5. Honesty is the only way

Yes I talk about my exes on a first date if it comes up, the fact that I don’t know what I’m doing with my life and I swear a lot. Because that’s who I am. I even told a guy who was in no way ready for children that I was clucky. It didn’t stop him chasing me to the point that it was nearly annoying. The people that have different values or find your honesty too confronting won’t call again. And wouldn’t you prefer it that way? Brutal honesty has never been the thing to turn them off (obviously it was my filthy bathroom). In fact, I think it’s what everyone truly appreciates more than anything. And if they want something fake there is plenty of that in the world to choose from.

6. You learn things about yourself

Have you ever noticed when you’re telling a story to someone who may or may not be pretending to be interested, you have minor epiphanies? When you verbalise an experience from start to finish, your interpretation of the story will develop as will the lessons you took from it. Also, the person you are dating will compliment you. At some point, in some way. It may be subtle or incredibly sleazy. But at the time they meant it. Calculate the stats, notice the patterns and hold onto every single acknowledgement. They might even point out something about yourself that you never even knew was fabulous. So dump them and go and explore it.

7. You find out what you want in partner, and more importantly what you don’t.

Personally, I am a professional at ignoring deal breakers. And it has brought me here. Single, alone, eating cold blueberry porridge at midday in my pyjamas.
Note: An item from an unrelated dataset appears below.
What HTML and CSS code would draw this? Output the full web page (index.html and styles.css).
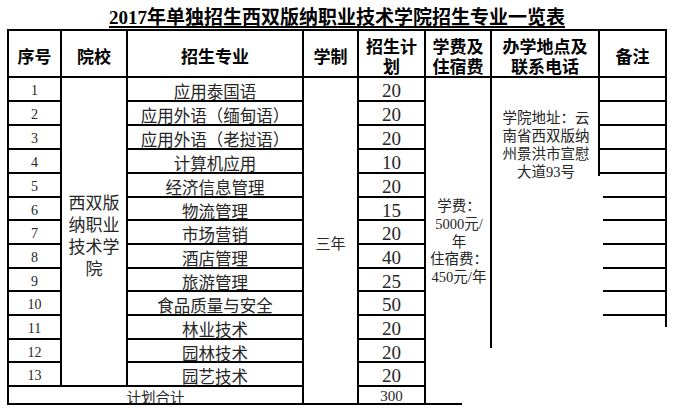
FILE: index.html
```html
<!DOCTYPE html>
<html lang="zh-CN">
<head>
<meta charset="utf-8">
<title>2017年单独招生西双版纳职业技术学院招生专业一览表</title>
<link rel="stylesheet" href="styles.css">
</head>
<body>
<div class="page">
  <h1 class="title"><span class="title-text">2017年单独招生西双版纳职业技术学院招生专业一览表</span></h1>
  <table class="plan">
    <colgroup>
      <col class="c-no"><col class="c-school"><col class="c-major"><col class="c-years"><col class="c-quota"><col class="c-fee"><col class="c-addr"><col class="c-note">
    </colgroup>
    <thead>
      <tr class="head">
        <th class="first">序号</th>
        <th>院校</th>
        <th>招生专业</th>
        <th>学制</th>
        <th>招生计<br>划</th>
        <th>学费及<br>住宿费</th>
        <th>办学地点及<br>联系电话</th>
        <th>备注</th>
      </tr>
    </thead>
    <tbody>
      <tr>
        <td class="no first">1</td>
        <td class="school" rowspan="13">西双版<br>纳职业<br>技术学<br>院</td>
        <td class="major">应用泰国语</td>
        <td class="years" rowspan="14">三年</td>
        <td class="quota">20</td>
        <td class="fee" rowspan="14">学费：<br>5000元/<br>年<br>住宿费：<br>450元/年</td>
        <td class="addr" rowspan="14">学院地址：云<br>南省西双版纳<br>州景洪市宣慰<br>大道93号</td>
        <td class="note"></td>
      </tr>
      <tr>
        <td class="no first">2</td>
        <td class="major">应用外语（缅甸语）</td>
        <td class="quota">20</td>
        <td class="note"></td>
      </tr>
      <tr>
        <td class="no first">3</td>
        <td class="major">应用外语（老挝语）</td>
        <td class="quota">20</td>
        <td class="note"></td>
      </tr>
      <tr>
        <td class="no first">4</td>
        <td class="major">计算机应用</td>
        <td class="quota">10</td>
        <td class="note"></td>
      </tr>
      <tr>
        <td class="no first">5</td>
        <td class="major">经济信息管理</td>
        <td class="quota">20</td>
        <td class="note note-gap"></td>
      </tr>
      <tr class="short">
        <td class="no first">6</td>
        <td class="major">物流管理</td>
        <td class="quota">15</td>
        <td class="note note-gap"></td>
      </tr>
      <tr>
        <td class="no first">7</td>
        <td class="major">市场营销</td>
        <td class="quota">20</td>
        <td class="note note-gap"></td>
      </tr>
      <tr>
        <td class="no first">8</td>
        <td class="major">酒店管理</td>
        <td class="quota">40</td>
        <td class="note note-gap"></td>
      </tr>
      <tr class="short">
        <td class="no first">9</td>
        <td class="major">旅游管理</td>
        <td class="quota">25</td>
        <td class="note note-gap"></td>
      </tr>
      <tr>
        <td class="no first">10</td>
        <td class="major">食品质量与安全</td>
        <td class="quota">50</td>
        <td class="note note-gap"></td>
      </tr>
      <tr>
        <td class="no first">11</td>
        <td class="major">林业技术</td>
        <td class="quota">20</td>
        <td class="note note-stub"></td>
      </tr>
      <tr class="short">
        <td class="no first">12</td>
        <td class="major">园林技术</td>
        <td class="quota">20</td>
        <td class="note note-none"></td>
      </tr>
      <tr>
        <td class="no first">13</td>
        <td class="major">园艺技术</td>
        <td class="quota">20</td>
        <td class="note note-none"></td>
      </tr>
      <tr class="total">
        <td class="total-label first" colspan="3"><div class="clip clip-label">计划合计</div></td>
        <td class="total-quota"><div class="clip clip-num">300</div></td>
      </tr>
    </tbody>
  </table>
</div>
</body>
</html>
```

FILE: styles.css
```css
html, body {
  margin: 0;
  padding: 0;
  background: #ffffff;
}

body {
  font-family: "Liberation Serif", "Noto Sans CJK SC", serif;
  color: #262626;
}

.page {
  width: 660px;
  padding-left: 7px;
}

.title {
  margin: 0;
  box-sizing: border-box;
  height: 29px;
  padding-top: 7px;
  line-height: 22px;
  font-size: 19px;
  font-weight: bold;
  text-align: center;
  color: #000000;
}

.title-text {
  text-decoration: underline;
  text-decoration-thickness: 1.5px;
  text-underline-offset: 2px;
}

.plan {
  table-layout: fixed;
  width: 660px;
  border-collapse: separate;
  border-spacing: 0;
}

.c-no { width: 55px; }
.c-school { width: 66px; }
.c-major { width: 176px; }
.c-years { width: 55px; }
.c-quota { width: 67px; }
.c-fee { width: 66px; }
.c-addr { width: 108px; }
.c-note { width: 67px; }

.plan th,
.plan td {
  padding: 0;
  border: 0 solid #000000;
  border-right-width: 2px;
  border-bottom-width: 2px;
  text-align: center;
}

.plan .first {
  border-left-width: 2px;
}

.head {
  height: 49px;
}

.head th {
  border-top-width: 2px;
  padding-top: 4px;
  vertical-align: middle;
  font-family: "Noto Sans CJK SC", sans-serif;
  font-weight: bold;
  font-size: 17px;
  line-height: 20px;
  color: #000000;
}

.plan tbody tr {
  height: 24px;
}

.plan tbody tr.short {
  height: 23px;
}

.plan tbody tr.total {
  height: 18px;
}

.plan td {
  vertical-align: top;
  padding-top: 5px;
  line-height: 16px;
  white-space: nowrap;
}

.no {
  font-size: 14px;
}

.major {
  font-family: "Noto Sans CJK SC", sans-serif;
  font-size: 16.5px;
}

.quota {
  font-size: 19px;
}

.plan td.school {
  vertical-align: middle;
  padding-top: 7px;
  font-family: "Noto Sans CJK SC", sans-serif;
  font-size: 17px;
  line-height: 22px;
}

.plan td.years {
  vertical-align: middle;
  padding-top: 5px;
  font-family: "Noto Sans CJK SC", sans-serif;
  font-size: 15px;
}

.plan td.fee {
  vertical-align: middle;
  padding-top: 2px;
  font-size: 14.5px;
  line-height: 17.75px;
  border-right-width: 0;
  border-bottom-width: 0;
  background-image: linear-gradient(#000000, #000000), linear-gradient(#000000, #000000);
  background-position: right top, left bottom;
  background-size: 2px 270px, 36px 2px;
  background-repeat: no-repeat;
}

.plan td.addr {
  vertical-align: top;
  padding-top: 31px;
  font-size: 14.5px;
  line-height: 18px;
  border-right-width: 0;
  border-bottom-width: 0;
  background-image: linear-gradient(#000000, #000000);
  background-position: right top;
  background-size: 2px 98px;
  background-repeat: no-repeat;
}

.plan td.note {
  padding: 0;
}

.plan td.note-gap {
  border-bottom-width: 0;
  background-image: linear-gradient(#000000, #000000);
  background-position: right bottom;
  background-size: 62px 2px;
  background-repeat: no-repeat;
}

.plan td.note-stub {
  border-right-width: 0;
  border-bottom-width: 0;
  background-image: linear-gradient(#000000, #000000);
  background-position: right top;
  background-size: 2px 11px;
  background-repeat: no-repeat;
}

.plan td.note-none {
  border-width: 0;
}

.plan td.total-label,
.plan td.total-quota {
  padding: 0;
  vertical-align: top;
}

.clip {
  height: 16px;
  overflow: hidden;
}

.clip-label {
  font-family: "Noto Sans CJK SC", sans-serif;
  font-size: 14.5px;
  line-height: 20px;
}

.clip-num {
  font-size: 15px;
  line-height: 19px;
}
```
Just kidding, it’s only 11:27. But as you meet and date more people, you take the good with the bad and become better equipped in knowing what you want. You then have a clearer picture that you otherwise wouldn’t have without the never ending train of failed dates. The lesson for me become simple. Don’t be too focused on ‘practicalities’ if you feel something real. But you need to be realistic if you want a relationship that will work in this thing called ‘real life’. Different interests are ok, different values are not. And of course, don’t be a complete idiot and ignore those bright red flags that are not only waving, but flashing, with sirens accompanied with a giant neon sign that says ‘GET OUT!’

8. You notice a pattern

We all have a ‘type’. But as you continue to chase a particular type that funnily enough never works out, you eventually discover that there is a reason you are drawn to these kinds of people and that there are healthier ways to fulfill a need in your life that is obviously not being met. Its not easy and can seem very cloudy when an abundance of lust and feelings are involved, but eventually when you discover that this pattern has led you to a few handfuls of failed relationships your taste automatically changes. If you find yourself on yet another date thinking ‘this is all a little too familiar’ and respond by yawning, tuning out and thinking about what you are going to cook for dinner, congratulations. The penny has finally dropped. And take it from me, the day you finally come to this grand realisation is quite a liberating one!

9. Rejection is healthy

I mean, it sucks. Being rejected and having to reject someone are almost as bad as each other. But it keeps us all grounded and reminds us that this perfect fairy tale that ‘everyone else seems to find’ involves quite a process. Sometimes (if you’re anything like me) when feelings get involved you’re too clouded to make logical decisions, therefore being rejected may be the only way you are freed from a relationship that was never right for you in the first place. Having to reject someone on the other hand, takes a lot of courage and once you have been honest and open about why you are ending it (maybe with some added sugar on top to soften the blow), you can sleep soundly at night knowing that you had the balls to confront something that would have been a lot easier to avoid by turning your phone off, fleeing the country and faking your own death.

10. Dating to feed your ego is dangerous.

No one actually wants to admit they do this, but some of us are guilty of dating to make ourselves feel like we are worth something. When I met my last boyfriend and we were possibly only one date in, a message from him popped up and I had to stop and think ‘which one is this again?’ At that time there were 4 males that were in close reach of becoming something more to me and to be perfectly honest I wasn’t really interested in any of them. But I felt a ping of an ego boost because at that time they all wanted something from me (most probably my vagina). Chances are they were quite possibly keeping their options open as much as I was. They chased, I ran (a little bit but never too much) and we all got kicks from this ridiculous game of no one caring about anything other than feeding their own insecurities.

When you take the time to stop, curse, break things and plot with your friends how you will go about petrol bombing your most recent ‘almost ex’s’ car, you may actually just be grateful for these experiences. The lessons you took, the connections you made and the fact that it lead you to a place where you are hopefully closer to meeting someone that is much less likely to make you yawn on a third date and ask you to pay for their dinner because they accidentally left their wallet at home.